Terrane history of the Canadian Cordillera: estimating amounts of latitudinal displacement and rotation of Wrangellia and Stikinia
- MARTIN ABERHAN
-
- Journal:
- Geological Magazine / Volume 136 / Issue 5 / September 1999
- Published online by Cambridge University Press:
- 01 September 1999, pp. 481-492
-
- Article
- Export citation
-
The Canadian Cordillera is largely a mosaic of terranes that are allochthonous relative to the autochthonous North American craton. Palaeobiogeographic data on pectinoid bivalves from various cratonal areas and from two western Canadian terranes, Wrangellia and Stikinia, are used to estimate the amounts of latitudinal displacement and rotation of these terranes that took place during and after Early Jurassic times.
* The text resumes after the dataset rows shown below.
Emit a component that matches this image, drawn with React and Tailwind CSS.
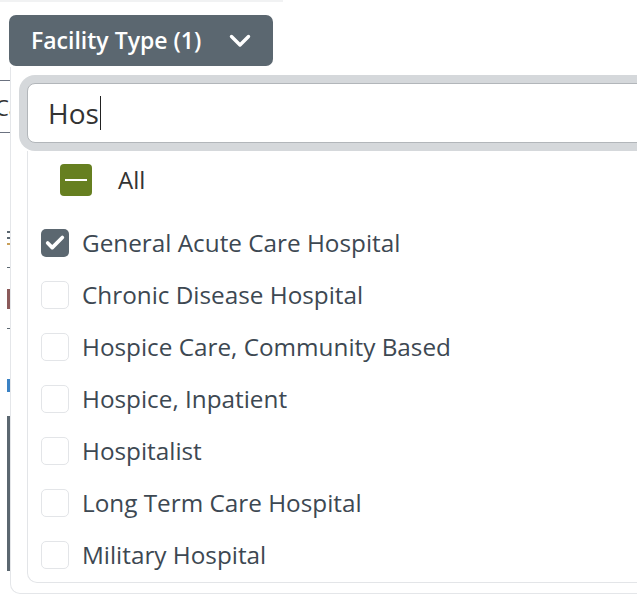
import { Check } from "lucide-react";

const items = [
  { label: "General Acute Care Hospital", checked: true },
  { label: "Chronic Disease Hospital", checked: false },
  { label: "Hospice Care, Community Based", checked: false },
  { label: "Hospice, Inpatient", checked: false },
  { label: "Hospitalist", checked: false },
  { label: "Long Term Care Hospital", checked: false },
  { label: "Military Hospital", checked: false },
];

const App = () => {
  return (
    <div
      className="relative w-[637px] h-[596px] overflow-hidden bg-white"
      style={{ fontFamily: '"Open Sans", "Noto Sans", sans-serif' }}>
      {/* page behind the dropdown */}
      <div className="h-[2px] w-[283px] bg-[#f1f2f3]" />
      <button className="mt-[13px] ml-[9px] h-[51px] w-[264px] flex items-center rounded-[7px] bg-[#5b6770] text-white pl-[22px]">
        <span className="text-[23px] font-semibold leading-none">Facility Type (1)</span>
        <svg width="22" height="14" viewBox="0 0 22 14" className="ml-[28px]" fill="none">
          <polyline points="2.5,2.5 11,11 19.5,2.5" stroke="white" strokeWidth="3.4" strokeLinecap="round" strokeLinejoin="round" />
        </svg>
      </button>
      <div className="w-[10px] flex flex-col">
        <div className="mt-[14px] h-[1px] bg-[#6b7280]" />
        <div className="h-[51px] flex items-center overflow-hidden text-[22px] text-[#333] leading-none">
          <span className="-ml-[5px]">Ca</span>
        </div>
        <div className="h-[1px] bg-[#6b7280]" />
        <div className="mt-[98px] ml-[7px] w-[3px] flex flex-col gap-[4px]">
          <div className="h-[2px] bg-[#5b6770]" />
          <div className="h-[2px] bg-[#5b6770]" />
          <div className="h-[2px] bg-[#c9a05a]" />
        </div>
        <div className="mt-[22px] ml-[7px] h-[1px] w-[3px] bg-[#5b6770]" />
        <div className="mt-[21px] ml-[7px] h-[20px] w-[3px] bg-[#8b5a5a]" />
        <div className="mt-[19px] ml-[7px] h-[1px] w-[3px] bg-[#5b6770]" />
        <div className="mt-[50px] ml-[7px] h-[13px] w-[3px] bg-[#3b82c4]" />
        <div className="mt-[24px] ml-[7px] h-[155px] w-[3px] bg-[#5b6770]" />
      </div>

      {/* dropdown panel */}
      <div className="absolute left-[10px] top-[67px] w-[720px] h-[527px] bg-white border-l border-b border-[#e4e6e9] rounded-bl-[10px] pl-[16px] pt-[16px]">
        <div className="h-[60px] flex items-center rounded-[8px] border border-[#b2b6ba] bg-white shadow-[0_0_0_8px_#d5d8db] pl-[20px] text-[28px] text-[#333]">
          <span className="leading-none">Hos</span>
          <span className="ml-[1px] h-[34px] w-[1px] bg-[#222]" />
        </div>
        <div className="mt-[8px] h-[432px] border-l border-b border-[#e3e5e8] rounded-bl-[10px] pt-[13px]">
          <div className="h-[32px] flex items-center pl-[32px]">
            <span className="w-[32px] h-[32px] rounded-[4px] bg-[#667f20] flex items-center justify-center">
              <span className="w-[22px] h-[2px] bg-white" />
            </span>
            <span className="ml-[26px] text-[24px] text-[#333]">All</span>
          </div>
          <div className="mt-[21px] flex flex-col">
            {items.map((item) => (
              <div key={item.label} className="h-[52px] flex items-center pl-[13px]">
                {item.checked ? (
                  <span className="w-[28px] h-[28px] rounded-[5px] bg-[#5b6770] flex items-center justify-center">
                    <Check size={22} strokeWidth={4} className="text-white" />
                  </span>
                ) : (
                  <span className="w-[28px] h-[28px] rounded-[5px] border border-[#e3e5e8] bg-white" />
                )}
                <span className="ml-[13px] text-[24.3px] text-[#3d4852] whitespace-nowrap">{item.label}</span>
              </div>
            ))}
          </div>
        </div>
      </div>
    </div>
  );
};

export default App;
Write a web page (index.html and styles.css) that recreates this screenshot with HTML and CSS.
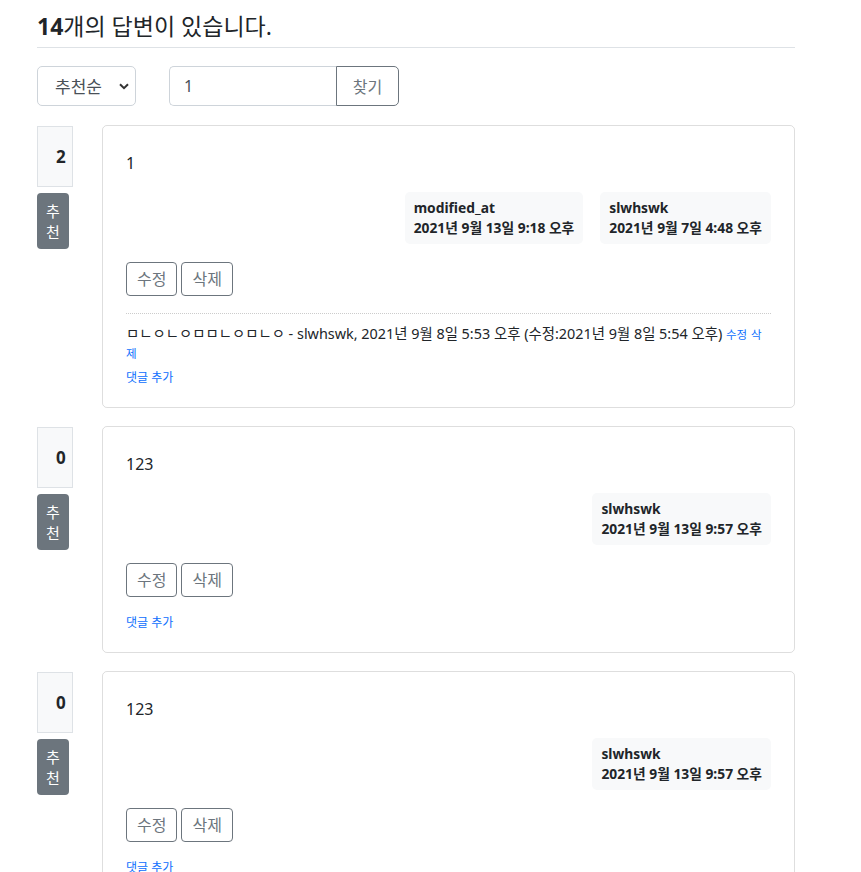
FILE: index.html
```html
<!DOCTYPE html>
<html lang="ko">
<head>
<meta charset="utf-8">
<title>답변</title>
<link rel="stylesheet" href="styles.css">
</head>
<body>
<div class="container">
  <h4 class="answer-count"><strong>14</strong>개의 답변이 있습니다.</h4>
  <div class="toolbar">
    <div class="sort-wrap">
      <select class="sort"><option>추천순</option><option>최신순</option></select>
      <svg class="chev" width="10" height="7" viewBox="0 0 10 7"><path d="M1 1.2 L5 5.2 L9 1.2" fill="none" stroke="#333" stroke-width="2"/></svg>
    </div>
    <div class="search">
      <input class="search-input" type="text" value="1">
      <button class="search-btn" type="button">찾기</button>
    </div>
  </div>

  <div class="answer">
    <div class="vote">
      <div class="vote-count">2</div>
      <a class="btn-recommend">추천</a>
    </div>
    <div class="card">
      <div class="card-text">1</div>
      <div class="meta">
        <div class="badge badge-mod"><div class="badge-top">modified_at</div><div>2021년 9월 13일 9:18 오후</div></div>
        <div class="badge"><div class="badge-top">slwhswk</div><div>2021년 9월 7일 4:48 오후</div></div>
      </div>
      <div class="actions"><a class="btn-outline">수정</a><a class="btn-outline">삭제</a></div>
      <div class="comments">
        <div class="comment"><span>ㅁㄴㅇㄴㅇㅁㅁㄴㅇㅁㄴㅇ</span><span> - slwhswk, 2021년 9월 8일 5:53 오후 (수정:2021년 9월 8일 5:54 오후) </span><a class="link-small">수정</a> <a class="link-small">삭제</a></div>
        <a class="add-comment">댓글 추가</a>
      </div>
    </div>
  </div>

  <div class="answer">
    <div class="vote">
      <div class="vote-count">0</div>
      <a class="btn-recommend">추천</a>
    </div>
    <div class="card">
      <div class="card-text">123</div>
      <div class="meta">
        <div class="badge"><div class="badge-top">slwhswk</div><div>2021년 9월 13일 9:57 오후</div></div>
      </div>
      <div class="actions"><a class="btn-outline">수정</a><a class="btn-outline">삭제</a></div>
      <div class="comments">
        <a class="add-comment">댓글 추가</a>
      </div>
    </div>
  </div>

  <div class="answer">
    <div class="vote">
      <div class="vote-count">0</div>
      <a class="btn-recommend">추천</a>
    </div>
    <div class="card">
      <div class="card-text">123</div>
      <div class="meta">
        <div class="badge"><div class="badge-top">slwhswk</div><div>2021년 9월 13일 9:57 오후</div></div>
      </div>
      <div class="actions"><a class="btn-outline">수정</a><a class="btn-outline">삭제</a></div>
      <div class="comments">
        <a class="add-comment">댓글 추가</a>
      </div>
    </div>
  </div>
</div>
</body>
</html>
```

FILE: styles.css
```css
* { box-sizing: border-box; }
html, body { margin: 0; padding: 0; background: #fff; }
body {
  font-family: "Noto Sans", "Noto Sans CJK KR", sans-serif;
  font-size: 16px;
  line-height: 1.5;
  color: #212529;
}
.container {
  width: 758px;
  margin-left: 37px;
}
.answer-count {
  margin: 0;
  padding: 12px 0 7px;
  font-size: 23px;
  font-weight: 400;
  line-height: 28px;
  border-bottom: 1px solid #dee2e6;
}
.answer-count strong { font-weight: 700; }

.toolbar {
  display: flex;
  align-items: center;
  margin-top: 18px;
  height: 40px;
}
.sort-wrap {
  position: relative;
  width: 99px;
  height: 40px;
}
.sort {
  appearance: none;
  -webkit-appearance: none;
  width: 100%;
  height: 100%;
  border: 1px solid #ced4da;
  border-radius: 5px;
  background: #fff;
  color: #495057;
  font-family: inherit;
  font-size: 17px;
  padding: 0 0 0 17px;
}
.chev {
  position: absolute;
  right: 7px;
  top: 17px;
}
.search {
  display: flex;
  margin-left: 33px;
  height: 40px;
}
.search-input {
  width: 167px;
  height: 40px;
  border: 1px solid #ced4da;
  border-right: none;
  border-radius: 5px 0 0 5px;
  padding: 0 14px;
  font-family: inherit;
  font-size: 16px;
  color: #495057;
  outline: none;
}
.search-btn {
  width: 63px;
  height: 40px;
  border: 1px solid #6c757d;
  border-radius: 0 5px 5px 0;
  background: #fff;
  color: #6c757d;
  font-family: inherit;
  font-size: 16px;
  padding: 0;
}

.answer {
  display: flex;
  align-items: flex-start;
  margin-top: 19px;
}
.answer + .answer {
  margin-top: 18px;
}
.vote {
  width: 36px;
  flex: none;
  margin-right: 29px;
  padding-top: 1px;
}
.vote-count {
  height: 61px;
  border: 1px solid #dee2e6;
  background: #f8f9fa;
  font-weight: 700;
  font-size: 17px;
  line-height: 59px;
  padding-left: 18px;
}
.btn-recommend {
  display: block;
  width: 32px;
  margin-top: 6px;
  padding: 8px 8px 6px;
  background: #6c757d;
  color: #fff;
  border-radius: 4px;
  font-size: 15px;
  line-height: 21px;
  text-align: center;
  word-break: break-all;
}

.card {
  flex: 1;
  border: 1px solid rgba(0, 0, 0, 0.13);
  border-radius: 5px;
  padding: 25px 23px 20px 23px;
}
.card-text {
  line-height: 24px;
}
.meta {
  display: flex;
  justify-content: flex-end;
  margin-top: 17px;
}
.badge {
  background: #f8f9fa;
  border-radius: 5px;
  padding: 8px 9px 8px;
  font-size: 13.8px;
  font-weight: 700;
  line-height: 16px;
}
.badge-top { margin-bottom: 4px; }
.badge-mod { margin-right: 17px; }

.actions {
  display: flex;
  gap: 4px;
  margin-top: 18px;
}
.btn-outline {
  display: block;
  height: 34px;
  padding: 0 10px;
  border: 1px solid #6c757d;
  border-radius: 4px;
  color: #6c757d;
  font-size: 16px;
  line-height: 32px;
}
.comments {
  margin-top: 17px;
}
.comment {
  border-top: 1px dotted #ccc;
  padding: 11px 0 6px;
  font-size: 14.4px;
  line-height: 18px;
}
.link-small {
  color: #0d6efd;
  font-size: 11.5px;
}
.add-comment {
  display: block;
  color: #0d6efd;
  font-size: 12px;
  line-height: 18px;
}
```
Distributional patterns of various species of the distinctive, very common bivalve Weyla, and a comparison of the positions of biogeographic boundaries between high-palaeolatitude, mixed and low-palaeolatitude faunas on the terranes and on the craton indicate that Wrangellia was displaced northward relative to the craton by at least several hundred and possibly more than 1000 km since Sinemurian and Pliensbachian times. For Stikinia such estimates are even higher and exceed 1000 km. Biogeographic patterns also suggest that Wrangellia experienced at best minor rotation since Sinemurian times, while rotation from a more or less east–west alignment to its present northwest–southeast position seems possible for Stikinia prior to the Pliensbachian. Palaeomagnetic interpretations, suggesting that during Sinemurian and Pliensbachian times Wrangellia and Stikinia were in much the same latitudinal position relative to the craton as they are now, are in sharp contrast to the results from faunal data. The presence of warm oceanic surface currents, oceanographic effects of elongated barriers, climatic change and differential latitudinal displacements due to rotation appear to be insufficient explanations for the discrepancy between the interpretation of palaeomagnetic and faunal evidence.